Non-Solicitation: During the Term or any extension thereof, you shall not have the right to solicit, negotiate, or enter into an agreement with any Third Parties regarding the Property without prior written approval of CSM. In the event that you receive any inquiries or solicitations from any Third Parties with respect to the Property, you shall immediately notify CSM in writing, and you shall not have the right to commence negotiations or enter into any deal with a Third Party, or cause anyone else to do so, with respect to the Property during such Term or any extension thereof.
Post-Term Restrictions: In the event that the Term or any extension thereof shall expire, during the period of six (6) months from the expiration of the Term or extension, you shall not have the right to enter into any agreement for the Project with a Third Party contacted by CSM during the Term or extension without CSM’s attachment to the Project as “producer”.
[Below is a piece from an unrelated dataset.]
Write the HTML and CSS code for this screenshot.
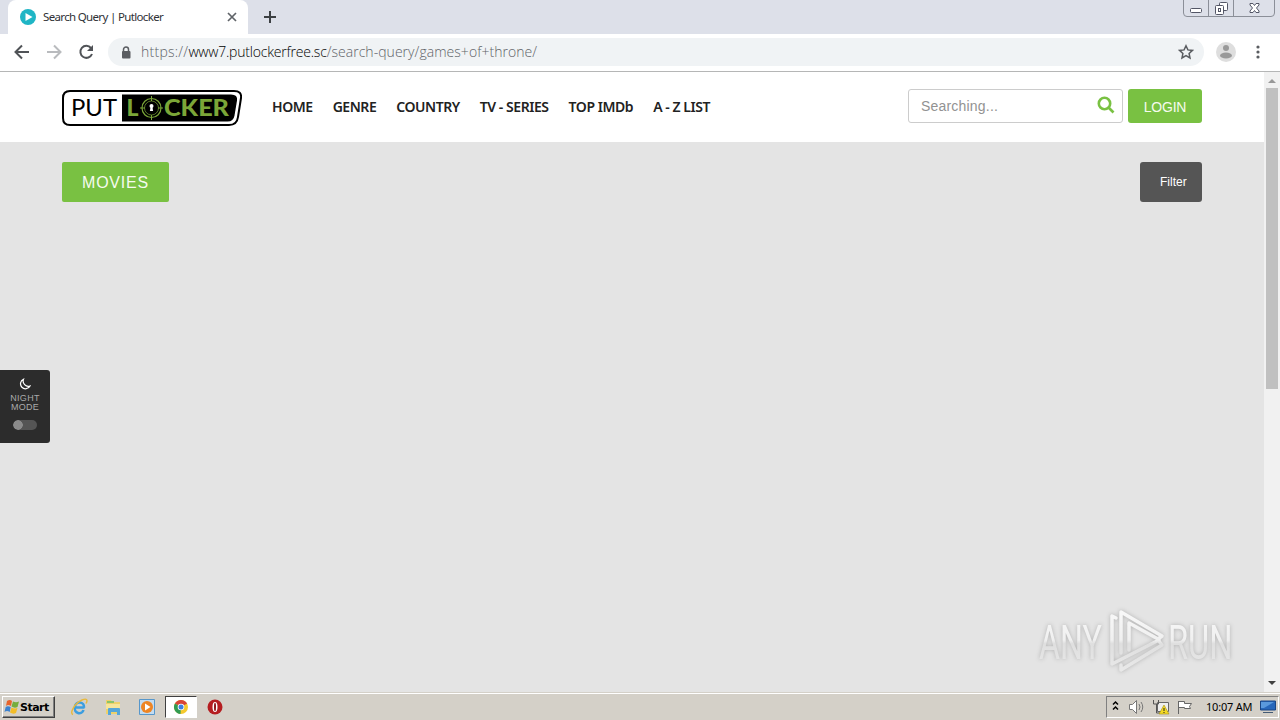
FILE: index.html
```
<!DOCTYPE html>
<html lang="en">

<head>
	<meta charset="UTF-8">
	<meta name="viewport" content="width=device-width, initial-scale=1.0">
	<title>Search Query | Putlocker</title>
	<link rel="stylesheet" href="styles.css">
</head>

<body>
	<div class="tabs">
		<div class="tab">
			<svg class="favicon" viewBox="0 0 16 16"><circle cx="8" cy="8" r="8" fill="#1fb5c5"/><path d="M5.5 4v8l7-4z" fill="#fff"/></svg>
			<span class="tab-title">Search Query | Putlocker</span>
			<svg class="tab-close" viewBox="0 0 10 10"><path d="M1 1l8 8M9 1l-8 8" stroke="#5f6368" stroke-width="1.7"/></svg>
		</div>
		<svg class="new-tab" viewBox="0 0 12 12"><path d="M6 0v12M0 6h12" stroke="#3c4043" stroke-width="2"/></svg>
		<svg class="window-buttons" viewBox="0 0 94 18">
			<path d="M1.500 0v13q0 3.500 3.500 3.500h84q3.500 0 3.500-3.500V0M26.500 0v16M51.500 0v16" fill="none" stroke="#8b8f98"/>
			<rect x="8.500" y="8.500" width="11" height="4" rx="1" fill="#fff" stroke="#535666"/>
			<rect x="37.500" y="2.500" width="8" height="8" rx="1" fill="#fff" stroke="#535666"/>
			<rect x="33.500" y="5.500" width="8" height="9" rx="1" fill="#fff" stroke="#535666"/>
			<rect x="36.500" y="8.500" width="2" height="3" fill="#fff" stroke="#535666"/>
			<path d="M68 3.500h3l1.500 2 1.500-2h3v1.500l-2.500 3 2.500 3v1.500h-3l-1.500-2-1.500 2h-3V11l2.500-3L68 5z" fill="#fff" stroke="#535666"/>
		</svg>
	</div>

	<div class="toolbar">
		<svg class="nav-icons" viewBox="0 0 108 36">
			<path d="M29 18H16M22 11.500L15.500 18l6.500 6.500" fill="none" stroke="#505357" stroke-width="2"/>
			<path d="M47 18h13M54 11.500l6.500 6.500-6.500 6.500" fill="none" stroke="#b9bbbe" stroke-width="2"/>
			<path d="M91 14a6 6 0 1 0 1 6" fill="none" stroke="#505357" stroke-width="2"/>
			<path d="M93 11v6h-6z" fill="#505357"/>
		</svg>
		<div class="omnibox">
			<svg class="lock" viewBox="0 0 10 13"><path d="M2.500 6V3.500a2.500 2.500 0 0 1 5 0V6" fill="none" stroke="#5a5d61" stroke-width="1.500"/><rect x="1" y="5" width="8.500" height="7.500" rx="1" fill="#5a5d61"/></svg>
			<span class="url"><span class="scheme">https://</span><b>www7.putlockerfree.sc</b>/search-query/games+of+throne/</span>
			<svg class="star" viewBox="0 0 16 16"><path d="M8 1.800l1.900 4.100 4.500.5-3.300 3.100.9 4.500L8 11.700 4 14l.9-4.500-3.300-3.100 4.500-.5z" fill="none" stroke="#5a5d61" stroke-width="1.500"/></svg>
		</div>
		<svg class="avatar" viewBox="0 0 20 20"><circle cx="10" cy="10" r="10" fill="#dedede"/><circle cx="10" cy="6" r="3" fill="#999"/><ellipse cx="10" cy="13.500" rx="6" ry="3" fill="#999"/></svg>
		<svg class="dots" viewBox="0 0 4 14"><g fill="#5a5d61"><circle cx="2" cy="2" r="1.600"/><circle cx="2" cy="7" r="1.600"/><circle cx="2" cy="12" r="1.600"/></g></svg>
	</div>

	<div class="viewport">
		<div class="page">
			<header class="header">
				<svg class="logo" viewBox="0 0 180 36">
					<path d="M8 1h164q8 0 7 7l-3 19q-1 8-9 8H8q-7 0-7-7V8q0-7 7-7z" fill="#fff" stroke="#000" stroke-width="2"/>
					<path d="M60 4.500h109q7 0 6 6l-2.500 15q-1 6-7 6H60z" fill="#000"/>
					<text class="logo-put" x="9" y="26" textLength="46" lengthAdjust="spacingAndGlyphs">PUT</text>
					<g class="logo-locker">
						<text x="64.500" y="26" textLength="12" lengthAdjust="spacingAndGlyphs">L</text>
						<text x="102" y="26" textLength="65" lengthAdjust="spacingAndGlyphs">CKER</text>
					</g>
					<g fill="none" stroke="#7ba638">
						<circle cx="89.500" cy="18" r="9.500" stroke-width="1.200"/>
						<circle cx="89.500" cy="18" r="7" stroke-width=".7"/>
						<path d="M89.500 6v5M89.500 25v5M78 18h5M96 18h5"/>
					</g>
					<circle cx="89.500" cy="16" r="2" fill="#fff"/>
					<path d="M88.700 16h1.600l.8 5h-3.200z" fill="#fff"/>
				</svg>
				<nav class="menu">
					<a>HOME</a>
					<a>GENRE</a>
					<a>COUNTRY</a>
					<a>TV - SERIES</a>
					<a>TOP IMDb</a>
					<a>A - Z LIST</a>
				</nav>
				<div class="search">
					<span>Searching...</span>
					<svg viewBox="0 0 18 18"><circle cx="7.500" cy="7.500" r="5.700" fill="none" stroke="#79c142" stroke-width="2.600"/><path d="M11.500 11.500l5 5" stroke="#79c142" stroke-width="2.600"/></svg>
				</div>
				<a class="login">LOGIN</a>
			</header>

			<main class="content">
				<h1 class="heading">MOVIES</h1>
				<a class="filter">Filter</a>
			</main>

			<div class="night">
				<svg class="moon" viewBox="0 0 12 12"><path d="M4.500 1.200A5 5 0 1 0 11 8 5.200 5.200 0 0 1 4.500 1.200z" fill="none" stroke="#fff" stroke-width="1.200"/></svg>
				<span>NIGHT<br>MODE</span>
				<i class="switch"></i>
			</div>

			<svg class="watermark" viewBox="0 0 210 72">
				<defs>
					<linearGradient id="shine" x1="0" y1="0" x2="0" y2="72" gradientUnits="userSpaceOnUse">
						<stop offset=".1" stop-color="#f8f8f8"/>
						<stop offset=".5" stop-color="#f0f0f0"/>
						<stop offset=".55" stop-color="#dfdfdf"/>
						<stop offset=".9" stop-color="#e8e8e8"/>
					</linearGradient>
					<!-- the letters sit on a baseline at 55, so their gradient starts above it -->
					<linearGradient id="shine-text" href="#shine" y1="-55" y2="17"/>
				</defs>
				<g class="watermark-text" fill="url(#shine-text)">
					<text transform="translate(9 55) scale(.67 1)">ANY</text>
					<text transform="translate(138 55) scale(.68 1)">RUN</text>
				</g>
				<g fill="none" stroke="url(#shine)" stroke-width="3.500" stroke-linejoin="round" stroke-linecap="round">
					<path d="M91 49V8l41 24-4 3-29-16v27"/>
					<path d="M86 14l-4-2v48l47-24"/>
					<path d="M91 61v5l41-25-4-5"/>
				</g>
			</svg>
		</div>
		<svg class="scrollbar" viewBox="0 0 16 620">
			<rect width="16" height="620" fill="#f1f1f1"/>
			<path d="M4 11l4-4 4 4z" fill="#989898"/>
			<rect x="2" y="16" width="12" height="301" fill="#c0c0c0"/>
			<path d="M4 609l4 4 4-4z" fill="#404040"/>
		</svg>
	</div>

	<footer class="taskbar">
		<div class="start">
			<svg viewBox="0 0 16 16">
				<path d="M3 2q3-2 5 0L7 7Q4 5 2 7z" fill="#e8642b"/>
				<path d="M9 2.500q3 1.500 6 0L13.500 8q-3 1.500-6-.5z" fill="#76ad3c"/>
				<path d="M1.700 8q2-1.500 5 0l-1 5Q3 11 .5 13z" fill="#3c82cf"/>
				<path d="M7.500 8.500q3 1.500 6 .5l-1.500 5q-3 1.500-6-.5z" fill="#f3bd28"/>
			</svg>
			<b>Start</b>
		</div>
		<div class="tasks">
			<div class="task">
				<svg viewBox="0 0 18 18"><path d="M14.500 9.500H5a4.300 4.300 0 0 0 8.500 2.500M5 8.500a4.500 4.500 0 0 1 9 1" fill="none" stroke="#3c9ee0" stroke-width="2.600"/><path d="M3 16.500C-1 15 5 5 12 2c5-2 6 0 4 3.500" fill="none" stroke="#e9b93a" stroke-width="1.400"/></svg>
			</div>
			<div class="task">
				<svg viewBox="0 0 18 18"><path d="M2 2h5l1 2h8v12H2z" fill="#eed16a"/><path d="M3 3h7v2H3z" fill="#8ac36b"/><path d="M2 6h14v5H2z" fill="#f6e59b"/><path d="M4 17v-6q0-1 1-1h10q1 0 1 1v6h-3v-3H7v3z" fill="#55a6d9"/></svg>
			</div>
			<div class="task">
				<svg viewBox="0 0 18 18"><path d="M1.500 1.500h15v15h-15z" fill="#c3dcf1" stroke="#5797cb"/><circle cx="9" cy="9" r="6" fill="#ee8524"/><path d="M7 5.500v7L12.500 9z" fill="#fff"/></svg>
			</div>
			<div class="task active">
				<svg viewBox="0 0 18 18"><circle cx="9" cy="9" r="7" fill="#f5c92e"/><path d="M9 9L2.900 5.500A7 7 0 0 1 15.100 5.500z" fill="#d94437"/><path d="M9 9L2.900 5.500A7 7 0 0 0 8.500 16z" fill="#329b52"/><circle cx="9" cy="9" r="3.300" fill="#fff"/><circle cx="9" cy="9" r="2.500" fill="#3e7fe0"/></svg>
			</div>
			<div class="task">
				<svg viewBox="0 0 18 18"><circle cx="9" cy="9" r="7.500" fill="#b51d20"/><ellipse cx="9" cy="9" rx="2.500" ry="5" fill="#fff"/><ellipse cx="9" cy="9" rx="1" ry="4.200" fill="#8d1518"/></svg>
			</div>
		</div>
		<div class="tray">
			<svg class="tray-icons" viewBox="0 0 94 20">
				<path d="M6 7.500L8.500 5 11 7.500M6 12.500L8.500 10l2.500 2.500" fill="none" stroke="#000" stroke-width="1.500"/>
				<path d="M22.500 7.500h3l4-4v13l-4-4h-3z" fill="#fff" stroke="#777"/>
				<path d="M32 7q2 3 0 6M34 5q3.500 5 0 10" fill="none" stroke="#777"/>
				<path d="M50.500 5.500h11v9h-11z" fill="#eee" stroke="#666"/>
				<path d="M46.500 3v4h5V3M49.500 7v9h6" fill="none" stroke="#555"/>
				<path d="M57 8l5 9H52z" fill="#f4da25" stroke="#a58e12" stroke-width=".6"/>
				<path d="M57 11v3M57 15v1" stroke="#222"/>
				<path d="M71.500 17V4M71.500 4.500h6v2h7l-2 3 1 2h-6v-1h-6" fill="#fff" stroke="#666"/>
			</svg>
			<span class="clock">10:07 AM</span>
			<svg class="desktop" viewBox="0 0 16 14"><path d="M.5 1h15v9H.500z" fill="#2767ba" stroke="#1b4684"/><path d="M1 2h13L4 8H1z" fill="#5a99dc"/><path d="M3 12.500h10" stroke="#445b75"/></svg>
		</div>
	</footer>
</body>

</html>
```
FILE: styles.css
```
* {
	margin: 0;
	padding: 0;
	box-sizing: border-box;
}

svg {
	display: block;
	flex: none;
}

body {
	display: grid;
	grid-template-rows: 34px 38px 620px 28px;
	width: 1280px;
	height: 720px;
	overflow: hidden;
	font-family: "Liberation Sans", Arial, sans-serif;
}

/* browser */
.tabs {
	display: flex;
	background: #dde0e9;
}

.tab {
	display: flex;
	align-items: center;
	width: 240px;
	margin-left: 8px;
	padding: 0 11px 0 12px;
	border-radius: 8px 8px 0 0;
	background: #fff;
}

.favicon {
	width: 16px;
	height: 16px;
}

.tab-title {
	flex: 1;
	margin-left: 7px;
	padding-bottom: 2px;
	font: 11.5px "Noto Sans", sans-serif;
	letter-spacing: -.66px;
	color: #303236;
	white-space: nowrap;
}

.tab-close {
	width: 10px;
	height: 10px;
}

.new-tab {
	width: 12px;
	height: 12px;
	margin: 11px 0 0 16px;
}

.window-buttons {
	width: 94px;
	height: 18px;
	margin-left: auto;
	margin-right: 4px;
}

.toolbar {
	display: flex;
	align-items: center;
	padding-bottom: 1px;
	background: #fff;
	border-bottom: 1px solid #b5b6b6;
}

.nav-icons {
	width: 108px;
	height: 36px;
}

.omnibox {
	display: flex;
	align-items: center;
	width: 1096px;
	height: 28px;
	padding: 0 10px 0 13px;
	border-radius: 14px;
	background: #f0f3f5;
}

.lock {
	width: 10px;
	height: 13px;
}

.url {
	flex: 1;
	margin-left: 10px;
	padding-bottom: 1px;
	font: 300 14px "Open Sans", sans-serif;
	letter-spacing: .04px;
	color: #5f6368;
}

.scheme {
	letter-spacing: .25px;
}

.url b {
	font-weight: 300;
	letter-spacing: -.2px;
	color: #000;
}

.star {
	width: 16px;
	height: 16px;
}

.avatar {
	width: 20px;
	height: 20px;
	margin-left: 12px;
}

.dots {
	width: 4px;
	height: 14px;
	margin-left: 20px;
}

/* page */
.viewport {
	display: flex;
}

.page {
	position: relative;
	width: 1264px;
	background: #e4e4e4;
}

.scrollbar {
	width: 16px;
	height: 620px;
}

.header {
	display: flex;
	height: 70px;
	padding: 17px 62px 0;
	background: #fff;
}

.logo {
	width: 180px;
	height: 36px;
	margin-top: 1px;
}

.logo-put {
	font: 23px Lato, sans-serif;
}

.logo-locker {
	font: 900 23px Lato, sans-serif;
	fill: #7ba638;
}

.menu {
	display: flex;
	gap: 20px;
	margin-left: 30px;
	font: 600 14px/35px "Noto Sans", sans-serif;
	letter-spacing: -.45px;
	color: #222;
	white-space: nowrap;
}

.search {
	display: flex;
	justify-content: space-between;
	width: 215px;
	height: 34px;
	margin-left: auto;
	padding: 0 7px 0 12px;
	border: 1px solid #ccc;
	border-radius: 3px;
	font-size: 14px;
	line-height: 33px;
	letter-spacing: .2px;
	color: #929292;
}

.search svg {
	width: 18px;
	height: 18px;
	margin-top: 6px;
}

.login {
	width: 74px;
	height: 34px;
	margin-left: 5px;
	border-radius: 3px;
	background: #79c142;
	font-size: 14px;
	line-height: 36px;
	letter-spacing: -.2px;
	text-align: center;
	color: #f5fbef;
}

.content {
	display: flex;
	justify-content: space-between;
	padding: 20px 62px;
}

.heading {
	width: 107px;
	height: 40px;
	padding-left: 20px;
	border-radius: 2px;
	background: #79c142;
	font-size: 16px;
	font-weight: 400;
	line-height: 41px;
	letter-spacing: .8px;
	color: #f5fbef;
}

.filter {
	width: 62px;
	height: 40px;
	padding-left: 20px;
	border-radius: 3px;
	background: #555;
	font-size: 12px;
	line-height: 40px;
	color: #fff;
}

.night {
	position: absolute;
	top: 298px;
	left: 0;
	display: flex;
	flex-direction: column;
	align-items: center;
	width: 50px;
	height: 73px;
	padding-top: 8px;
	border-radius: 0 3px 3px 0;
	background: #2c2c2c;
	font-size: 9px;
	line-height: 9px;
	letter-spacing: .3px;
	text-align: center;
	color: #aaa;
}

.moon {
	width: 12px;
	height: 12px;
	margin-bottom: 4px;
}

.switch {
	width: 24px;
	height: 10px;
	margin-top: 8px;
	border-radius: 5px;
	background: radial-gradient(circle at 5px 5px, #8b8b8b 4.500px, #555 5px);
}

.watermark {
	position: absolute;
	left: 1030px;
	top: 532px;
	width: 210px;
	height: 72px;
	filter: drop-shadow(0 0 2px #b0b0b0);
}

.watermark-text {
	font: 48px Roboto, sans-serif;
}

/* taskbar */
.taskbar {
	display: flex;
	padding: 3px 0 1px 1px;
	background: #d4d0c8;
	border-top: 1px solid #d4d0c8;
	box-shadow: inset 0 1px #fff;
}

.start {
	display: flex;
	align-items: center;
	width: 53px;
	height: 22px;
	margin-left: 1px;
	padding-left: 1px;
	border: 1px solid;
	border-color: #fff #404040 #404040 #fff;
	box-shadow: inset -1px -1px #808080;
	font: 11px "DejaVu Sans", sans-serif;
	letter-spacing: -.5px;
}

.start svg {
	width: 16px;
	height: 16px;
}

.tasks {
	display: flex;
	gap: 2px;
	margin-left: 8px;
}

.task {
	display: grid;
	place-items: center;
	width: 32px;
	height: 22px;
}

.task svg {
	width: 18px;
	height: 18px;
}

.active {
	background: #fff;
	border: 1px solid;
	border-color: #404040 #fff #fff #404040;
}

.tray {
	display: flex;
	align-items: center;
	width: 173px;
	height: 22px;
	margin-left: auto;
	margin-right: 1px;
	border: 1px solid;
	border-color: #808080 #fff #fff #808080;
}

.tray-icons {
	width: 94px;
	height: 20px;
}

.clock {
	width: 54px;
	margin-left: 5px;
	padding-bottom: 1px;
	font: 11px "Noto Sans", sans-serif;
	letter-spacing: -.2px;
	white-space: nowrap;
}

.desktop {
	width: 16px;
	height: 14px;
}
```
Consultation Availability: You shall be reasonably available to consult with CSM or its designee during any development or pre-production stage at no charge.
Indemnification: You shall at all times indemnify, defend, and hold harmless CSM, its directors, employees, agents, successors, licensees, and assigns from and against any third-party claims arising out of or in connection with any breach by you of any warranties, representations, or agreements made by you herein with respect to the subject matter hereof.
Assignment: CSM may assign its rights hereunder this Exhibit A to any person, firm, or entity which assumes all of its obligations to you hereunder and all of the terms and conditions in writing.
Independent Contractor: Nothing herein shall constitute a partnership or joint venture by the parties hereto or constitute any party as the agent of the other.